• EXERCISE:
From the listing below, pull out every line where the string "full" appears.

• DATA EXTRACT:
>> Start

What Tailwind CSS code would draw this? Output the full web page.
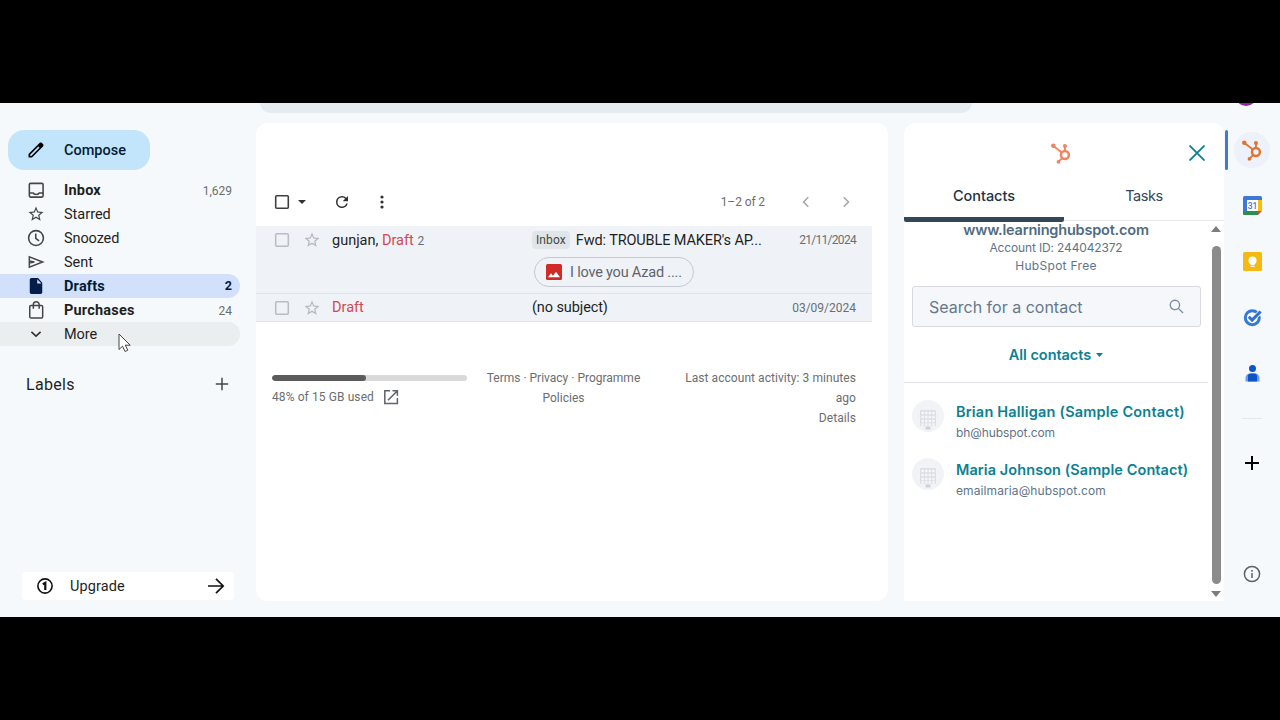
<!DOCTYPE html>
<html lang="en">
<head>
  <meta charset="UTF-8">
  <title>Drafts</title>
  <meta name="viewport" content="width=device-width, initial-scale=1.0" />
  <script src="https://cdn.jsdelivr.net/npm/@tailwindcss/browser@4"></script>
</head>
<body class="bg-black h-[720px] w-[1280px] overflow-hidden pt-[103px] font-[Roboto,'Liberation_Sans',sans-serif] text-[#1f1f1f]">
  <!-- Shared icons -->
  <svg class="hidden">
    <symbol id="star" viewBox="0 0 24 24">
      <path fill="currentColor" d="M22 9.24l-7.19-.62L12 2 9.19 8.63 2 9.24l5.46 4.73L5.82 21 12 17.27 18.18 21l-1.63-7.03L22 9.24zM12 15.4l-3.76 2.27 1-4.28-3.32-2.88 4.38-.38L12 6.1l1.71 4.04 4.38.38-3.32 2.88 1 4.28L12 15.4z"/>
    </symbol>
    <symbol id="sprocket" viewBox="0 0 24 24">
      <g fill="none" stroke="currentColor">
        <circle cx="16.3" cy="14.2" r="4.3" stroke-width="2.7"/>
        <path stroke-width="2" d="M16.3 10V4.5M12.9 11.4L3.8 4.3M13.2 17.5l-3.7 3.7"/>
      </g>
      <g fill="currentColor">
        <circle cx="16.3" cy="4.3" r="2.2"/>
        <circle cx="3.6" cy="4" r="2.5"/>
        <circle cx="9.2" cy="21.600" r="2"/>
      </g>
    </symbol>
    <symbol id="building" viewBox="0 0 32 32">
      <rect x="8" y="10" width="16" height="16" rx="1" fill="#dddfe5"/>
      <path d="M9.500 13h13.500M9.500 17h13.500M9.500 21h13.500M9.500 24.500h13.500" stroke="#f8f8fa" stroke-width="2.300" stroke-dasharray="2.300 1.300"/>
      <path d="M13.500 26.500h5v3h-5z" fill="#cfd1d7"/>
    </symbol>
  </svg>

  <div class="h-[514px] bg-[#f6f9fb] flex flex-col overflow-hidden">
    <!-- Top bar -->
    <header class="h-5 flex items-start">
      <div class="ml-[260px] w-[712px] h-[10px] rounded-b-[14px] bg-[#e6ebf0]"></div>
      <div class="ml-[263px] -mt-[19px] size-[22px] rounded-full bg-[#8e24aa]"></div>
    </header>

    <div class="flex h-[494px]">
      <!-- Sidebar -->
      <aside class="w-64 shrink-0 pt-[7px] flex flex-col text-[14.5px]">
        <button class="ml-2 w-[142px] h-10 rounded-[16px] bg-[#c2e5fc] flex items-center pl-[18px] gap-[18px] text-[#001d35] text-[14.5px] font-medium">
          <svg class="size-5" viewBox="0 0 24 24"><path fill="#000" d="M20.410 4.940l-1.350-1.350c-.78-.78-2.050-.78-2.830 0L3 16.820V21h4.180L20.410 7.770c.79-.78.79-2.050 0-2.830zm-14 14.120L5 19v-1.360l9.820-9.820 1.410 1.410-9.820 9.830z"/></svg>
          <span class="pt-px">Compose</span>
        </button>

        <nav class="mt-2 w-60">
          <a class="flex items-center h-6 pl-[26px] pr-2">
            <svg class="size-5 mr-[18px]" viewBox="0 0 24 24" fill="none" stroke="#444746" stroke-width="1.900"><rect x="4" y="4" width="16.500" height="16.500" rx="1.500"/><path d="M4 15.500h4.500c1 2.500 6.500 2.500 7.500 0h4.500"/></svg>
            <span class="flex-1 pt-px font-bold tracking-[0.2px]">Inbox</span>
            <span class="pt-px text-[12px] text-[#6a6e71]">1,629</span>
          </a>
          <a class="flex items-center h-6 pl-[26px] pr-2">
            <svg class="size-[18px] ml-px mr-[19px] text-[#444746]"><use href="#star"/></svg>
            <span class="pt-px">Starred</span>
          </a>
          <a class="flex items-center h-6 pl-[26px] pr-2">
            <svg class="size-5 mr-[18px]" viewBox="0 0 24 24" fill="none" stroke="#444746" stroke-width="1.900"><circle cx="12" cy="12" r="8.900"/><path d="M11.700 6.500v6l4 3"/></svg>
            <span class="pt-px tracking-[-0.1px]">Snoozed</span>
          </a>
          <a class="flex items-center h-6 pl-[26px] pr-2">
            <svg class="size-5 mr-[18px]" viewBox="0 0 24 24" fill="none" stroke="#444746" stroke-width="1.800"><path d="M4 5.800v12.400L20 12 4 5.800zM4 10.700l6 1.300-6 1.300"/></svg>
            <span class="pt-px">Sent</span>
          </a>
          <a class="flex items-center h-6 pl-[26px] pr-2 rounded-r-full bg-[#d3e0fb] text-[#001d35] font-bold">
            <svg class="size-5 mr-[18px]" viewBox="0 0 24 24"><path fill="#041e49" d="M14.500 2.500H6.500c-1.100 0-2 .9-2 2v15c0 1.100.9 2 2 2h11c1.100 0 2-.9 2-2V8l-5-5.500zM13.500 9V4l5 5h-5z"/></svg>
            <span class="flex-1 pt-px tracking-[0.2px]">Drafts</span>
            <span class="pt-px text-[12.500px]">2</span>
          </a>
          <a class="flex items-center h-6 pl-[26px] pr-2">
            <svg class="size-5 mr-[18px]" viewBox="0 0 24 24" fill="none" stroke="#444746" stroke-width="1.800"><rect x="4.500" y="6.500" width="15.500" height="15" rx="1.500"/><path d="M8.800 10.500V5.500a3.500 3.500 0 0 1 7 0v5"/></svg>
            <span class="flex-1 pt-px font-bold tracking-[0.2px]">Purchases</span>
            <span class="pt-px text-[12px] text-[#6a6e71]">24</span>
          </a>
          <a class="relative flex items-center h-6 pl-[26px] pr-2 rounded-r-full bg-[#ebeeef]">
            <svg class="size-5 mr-[18px]" viewBox="0 0 24 24" fill="none" stroke="#303030" stroke-width="1.900"><path d="M6.500 9.500l5.500 5 5.500-5"/></svg>
            <span class="pt-px tracking-[-0.1px]">More</span>
            <!-- Mouse pointer -->
            <svg class="absolute left-[118px] top-[11px] w-[14px] h-[20px]" viewBox="0 0 14 20"><path d="M1 1v15.500l3.500-3.300 2.600 5.300 2.700-1.300-2.500-5h4.900z" fill="#fff" stroke="#444" stroke-width="1"/></svg>
          </a>
        </nav>

        <div class="mt-[26px] h-6 w-60 flex items-center justify-between pl-[26px] pr-[11px] text-base tracking-[0.3px]">
          <span class="pt-px">Labels</span>
          <svg class="size-[14px]" viewBox="0 0 14 14" stroke="#444746" stroke-width="1.500"><path d="M7 .8v12.400M.8 7h12.400"/></svg>
        </div>

        <div class="mt-[176px] ml-[22px] w-[212px] h-7 rounded bg-white flex items-center pl-[14px] pr-[9px]">
          <svg class="size-[18px] mr-4" viewBox="0 0 18 18" fill="none" stroke="#111"><circle cx="9" cy="9" r="7.100" stroke-width="1.600"/><path stroke-width="2.200" d="M6.800 7.300L9.300 5.900v7"/></svg>
          <span class="flex-1 pt-px tracking-[0.1px]">Upgrade</span>
          <svg class="size-[18px]" viewBox="0 0 18 18" fill="none" stroke="#111" stroke-width="1.700"><path d="M1 9h15M9 1.800L16.200 9 9 16.200"/></svg>
        </div>
      </aside>

      <!-- Message list -->
      <main class="w-[632px] h-[478px] shrink-0 rounded-xl bg-white pt-[67px]">
        <div class="h-6 flex items-center pl-[18px] pr-[34px]">
          <svg class="size-4" viewBox="0 0 16 16" fill="none"><rect x="1.700" y="1.700" width="12.600" height="12.600" rx="1" stroke="#3c4043" stroke-width="1.600"/></svg>
          <svg class="ml-2 w-2 h-1" viewBox="0 0 8 4"><path d="M0 0h8L4 4z" fill="#303030"/></svg>
          <svg class="ml-[27px] size-[18px]" viewBox="0 0 24 24"><path fill="#303030" d="M17.650 6.350A7.960 7.960 0 0 0 12 4a8 8 0 1 0 7.730 10h-2.080A6 6 0 1 1 12 6c1.660 0 3.140.69 4.220 1.780L13 11h7V4l-2.350 2.350z"/></svg>
          <svg class="ml-[21px] size-5" viewBox="0 0 20 20" fill="#303030"><circle cx="10" cy="5" r="1.600"/><circle cx="10" cy="10" r="1.600"/><circle cx="10" cy="15" r="1.600"/></svg>
          <span class="ml-auto mr-[37px] text-[12px] tracking-[-0.1px] text-[#6a6e71]">1–2 of 2</span>
          <svg class="w-2 h-3 mr-[32px]" viewBox="0 0 8 12" fill="none" stroke="#a3a6a8" stroke-width="1.500"><path d="M6.300 1.200L1.500 6l4.800 4.800"/></svg>
          <svg class="w-2 h-3 mr-1" viewBox="0 0 8 12" fill="none" stroke="#a3a6a8" stroke-width="1.500"><path d="M1.700 1.200L6.500 6l-4.800 4.800"/></svg>
        </div>

        <div class="mt-3 w-[616px] bg-[#eff3f8] text-[14.5px]">
          <div class="h-[68px] border-b border-[#e0e5ea] flex items-start pl-[18px] pr-4">
            <svg class="size-4 mt-[6px]" viewBox="0 0 16 16" fill="none"><rect x="1.700" y="1.700" width="12.600" height="12.600" rx="1" stroke="#b9bcc1" stroke-width="1.500"/></svg>
            <svg class="size-[18px] mt-[5px] ml-[13px] text-[#b4b7bc]"><use href="#star"/></svg>
            <div class="ml-[11px] w-[200px] h-7 leading-[29px]">gunjan, <span class="text-[#d04a50]">Draft</span> <span class="text-[12px] text-[#6a6e71]">2</span></div>
            <div class="flex-1">
              <div class="h-7 flex items-center">
                <span class="rounded bg-[#e1e5e8] px-1 text-[12px] leading-[18px] tracking-[0.1px] text-[#444746]">Inbox</span>
                <span class="ml-[6px] pt-px whitespace-nowrap tracking-[-0.12px]">Fwd: TROUBLE MAKER's AP...</span>
              </div>
              <div class="mt-[3px] ml-[2px] w-40 h-[30px] rounded-full border border-[#c7cad0] flex items-center pl-[11px] tracking-[-0.2px] text-[#5f6368]">
                <svg class="size-4 mr-2" viewBox="0 0 16 16"><rect width="16" height="16" rx="1.500" fill="#d02b27"/><path fill="#fff" d="M2 13.200l3-4 2 2.500 3-3.900 4 5.400z"/></svg>
                <span class="pt-px">I love you Azad ....</span>
              </div>
            </div>
            <span class="leading-[29px] text-[12px] tracking-[-0.7px] text-[#6a6e71]">21/11/2024</span>
          </div>
          <div class="h-7 border-b border-[#dfe4e9] flex items-center pl-[18px] pr-4">
            <svg class="size-4" viewBox="0 0 16 16" fill="none"><rect x="1.700" y="1.700" width="12.600" height="12.600" rx="1" stroke="#b9bcc1" stroke-width="1.500"/></svg>
            <svg class="size-[18px] ml-[13px] text-[#b4b7bc]"><use href="#star"/></svg>
            <span class="ml-[11px] w-[200px] pt-px text-[#d04a50]">Draft</span>
            <span class="flex-1 pt-px tracking-[-0.1px]">(no subject)</span>
            <span class="pt-px text-[12px] text-[#6a6e71]">03/09/2024</span>
          </div>
        </div>

        <footer class="mt-[45px] ml-4 w-[584px] flex text-[12px] leading-[20px] text-[#6a6e71]">
          <div class="w-[195px] pt-2">
            <div class="h-[6px] rounded-full bg-[#d9d9d9] overflow-hidden">
              <div class="h-full rounded-full bg-[#5c5c5c]" style="width: 48%"></div>
            </div>
            <div class="mt-[6px] flex items-center tracking-[0.1px]">
              48% of 15 GB used
              <svg class="ml-[9px] size-4" viewBox="0 0 16 16" fill="none" stroke="#5f6368" stroke-width="1.500"><path d="M7 1.800H1.800v12.600h12.600V9M9.500 1.800h4.900v4.900M14.200 2L5 11.200"/></svg>
            </div>
          </div>
          <div class="ml-4 w-[161px] pt-px text-center">Terms · Privacy · Programme<br>Policies</div>
          <div class="ml-auto pt-px text-right whitespace-nowrap tracking-[0.06px]">Last account activity: 3 minutes<br>ago<br>Details</div>
        </footer>
      </main>

      <!-- HubSpot panel -->
      <section class="ml-4 w-80 h-[478px] shrink-0 bg-white rounded-t-xl font-[Inter,'Liberation_Sans',sans-serif] text-[#5f7488]">
        <div class="h-[60px] flex items-center pl-[146px] pr-[19px] justify-between">
          <svg class="size-[22px] text-[#ee8460]"><use href="#sprocket"/></svg>
          <svg class="size-4" viewBox="0 0 16 16" stroke="#0a8193" stroke-width="1.800"><path d="M.5.500l15 15M15.500.500l-15 15"/></svg>
        </div>
        <div class="grid grid-cols-2 h-[38px] text-center text-[14.5px] border-b border-[#e6e8ec]">
          <div class="h-[39px] pt-px leading-6 font-medium tracking-[-0.05px] text-[#213343] border-b-[5px] border-[#33475b] rounded-b-xs">Contacts</div>
          <div class="pt-px leading-6 tracking-[-0.4px] text-[#33475b]">Tasks</div>
        </div>
        <div class="flex">
          <div class="w-[304px]">
            <div class="text-center text-[12px] leading-[18px]">
              <div class="text-[14.5px] leading-[18px] tracking-[-0.2px] font-semibold text-[#4f6b80]">www.learninghubspot.com</div>
              <div class="tracking-[-0.15px]">Account ID: 244042372</div>
              <div class="tracking-[0.3px]">HubSpot Free</div>
            </div>
            <div class="ml-2 mt-[11px] w-[289px] h-[41px] rounded-[3px] border border-[#d8dae0] bg-[#f5f7fa] flex items-center justify-between pl-4 pr-4 text-base text-[#66788a]">
              <span>Search for a contact</span>
              <svg class="size-[15px]" viewBox="0 0 16 16" fill="none" stroke="#7c8ba3" stroke-width="1.400"><circle cx="6.300" cy="6.300" r="5"/><path d="M10 10l5 5"/></svg>
            </div>
            <div class="h-14 flex items-center justify-center gap-[5px] text-[14.5px] font-semibold tracking-[-0.05px] text-[#0a8193] border-b border-[#dfe1e6]">
              All contacts
              <svg class="w-[7px] h-1" viewBox="0 0 7 4"><path d="M0 0h7L3.500 4z" fill="#0a8193"/></svg>
            </div>
            <div class="pt-[17px] pl-2 whitespace-nowrap">
              <div class="h-[58px] flex gap-3">
                <svg class="size-8 rounded-full bg-[#f2f3f6]"><use href="#building"/></svg>
                <div>
                  <div class="mt-[2px] text-[14.5px] leading-5 tracking-[0.2px] font-semibold text-[#0a8193]">Brian Halligan (Sample Contact)</div>
                  <div class="mt-px text-[12px] leading-5 tracking-[-0.1px]">bh@hubspot.com</div>
                </div>
              </div>
              <div class="h-[58px] flex gap-3">
                <svg class="size-8 rounded-full bg-[#f2f3f6]"><use href="#building"/></svg>
                <div>
                  <div class="mt-[2px] text-[14.5px] leading-5 tracking-[0.08px] font-semibold text-[#0a8193]">Maria Johnson (Sample Contact)</div>
                  <div class="mt-px text-[12px] leading-5 tracking-[0.1px]">emailmaria@hubspot.com</div>
                </div>
              </div>
            </div>
          </div>
          <!-- Scrollbar -->
          <div class="w-4 pl-px pt-[5px] pr-px flex flex-col items-center">
            <svg class="w-[10px] h-[6px]" viewBox="0 0 10 6"><path d="M0 6h10L5 0z" fill="#7d7d7d"/></svg>
            <div class="mt-[14px] w-[9px] h-[338px] rounded-full bg-[#8b8b8b]"></div>
            <svg class="mt-[7px] w-[10px] h-[6px]" viewBox="0 0 10 6"><path d="M0 0h10L5 6z" fill="#7d7d7d"/></svg>
          </div>
        </div>
      </section>

      <!-- Add-on rail -->
      <aside class="relative w-14 shrink-0 flex flex-col items-center pt-[9px]">
        <div class="absolute left-px top-[7px] w-[3px] h-10 bg-[#3f7bd0] rounded-xs"></div>
        <div class="size-[36px] rounded-full bg-[#edf1fa] flex items-center justify-center">
          <svg class="size-[22px] text-[#e07433]"><use href="#sprocket"/></svg>
        </div>
        <svg class="mt-[28px] size-[19px]" viewBox="0 0 19 19">
          <rect x="0" y="0" width="19" height="19" rx="1.500" fill="#3c78d8"/>
          <path d="M15 4h4v11h-4z" fill="#fbbc04"/>
          <path d="M0 15h15v4H1.500A1.500 1.500 0 0 1 0 17.500z" fill="#2c8f4b"/>
          <path d="M15 15h4l-4 4z" fill="#ea4335"/>
          <path d="M19 15v4h-4z" fill="#f6f9fb"/>
          <path d="M4 4h11v11H4z" fill="#fff"/>
          <text x="9.500" y="12.700" text-anchor="middle" font-size="8.500" font-weight="500" fill="#3c78d8">31</text>
        </svg>
        <svg class="mt-[37px] size-[19px]" viewBox="0 0 19 19">
          <rect width="19" height="19" rx="1.500" fill="#f5b912"/>
          <circle cx="9.500" cy="8.500" r="4" fill="#fff"/><path d="M7.500 11h4v2h-4zM7.500 13.700h4v1.300h-4z" fill="#fff"/>
        </svg>
        <svg class="mt-[37px] size-[19px]" viewBox="0 0 19 19" fill="none">
          <circle cx="9.300" cy="9.700" r="7" stroke="#3578d6" stroke-width="3"/>
          <path d="M5.800 8.800l3.300 3.300 8.300-8.300" stroke="#f6f9fb" stroke-width="4.500"/>
          <path d="M5.800 8.800l3.300 3.300 8.500-8.600" stroke="#2f6fd0" stroke-width="3"/>
        </svg>
        <svg class="mt-[37px] size-[19px]" viewBox="0 0 19 19">
          <circle cx="9.500" cy="4.500" r="3.500" fill="#0b55c4"/>
          <path d="M2.500 17.500v-3.500a4.500 4.500 0 0 1 4.500-4.500h5a4.500 4.500 0 0 1 4.500 4.500v3.500z" fill="#6d9bf0"/>
          <path d="M5 17.500V12a2.500 2.500 0 0 1 2.500-2.500h4A2.500 2.500 0 0 1 14 12v5.500z" fill="#0b55c4"/>
        </svg>
        <div class="mt-[35px] w-5 h-px bg-[#e3e7ea]"></div>
        <svg class="mt-[37px] size-[14px]" viewBox="0 0 14 14" stroke="#000" stroke-width="2"><path d="M7 0v14M0 7h14"/></svg>
        <svg class="mt-[95px] size-[18px]" viewBox="0 0 18 18" fill="none" stroke="#5f6368" stroke-width="1.500"><circle cx="9" cy="9" r="7.600"/><path d="M9 8v5M9 5v1.700"/></svg>
      </aside>
    </div>
  </div>
</body>
</html>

>> End

• EXERCISE OUTPUT:
What Tailwind CSS code would draw this? Output the full web page.
      <div class="ml-[263px] -mt-[19px] size-[22px] rounded-full bg-[#8e24aa]"></div>
          <a class="flex items-center h-6 pl-[26px] pr-2 rounded-r-full bg-[#d3e0fb] text-[#001d35] font-bold">
          <a class="relative flex items-center h-6 pl-[26px] pr-2 rounded-r-full bg-[#ebeeef]">
              <div class="mt-[3px] ml-[2px] w-40 h-[30px] rounded-full border border-[#c7cad0] flex items-center pl-[11px] tracking-[-0.2px] text-[#5f6368]">
            <div class="h-[6px] rounded-full bg-[#d9d9d9] overflow-hidden">
              <div class="h-full rounded-full bg-[#5c5c5c]" style="width: 48%"></div>
                <svg class="size-8 rounded-full bg-[#f2f3f6]"><use href="#building"/></svg>
                <svg class="size-8 rounded-full bg-[#f2f3f6]"><use href="#building"/></svg>
            <div class="mt-[14px] w-[9px] h-[338px] rounded-full bg-[#8b8b8b]"></div>
        <div class="size-[36px] rounded-full bg-[#edf1fa] flex items-center justify-center">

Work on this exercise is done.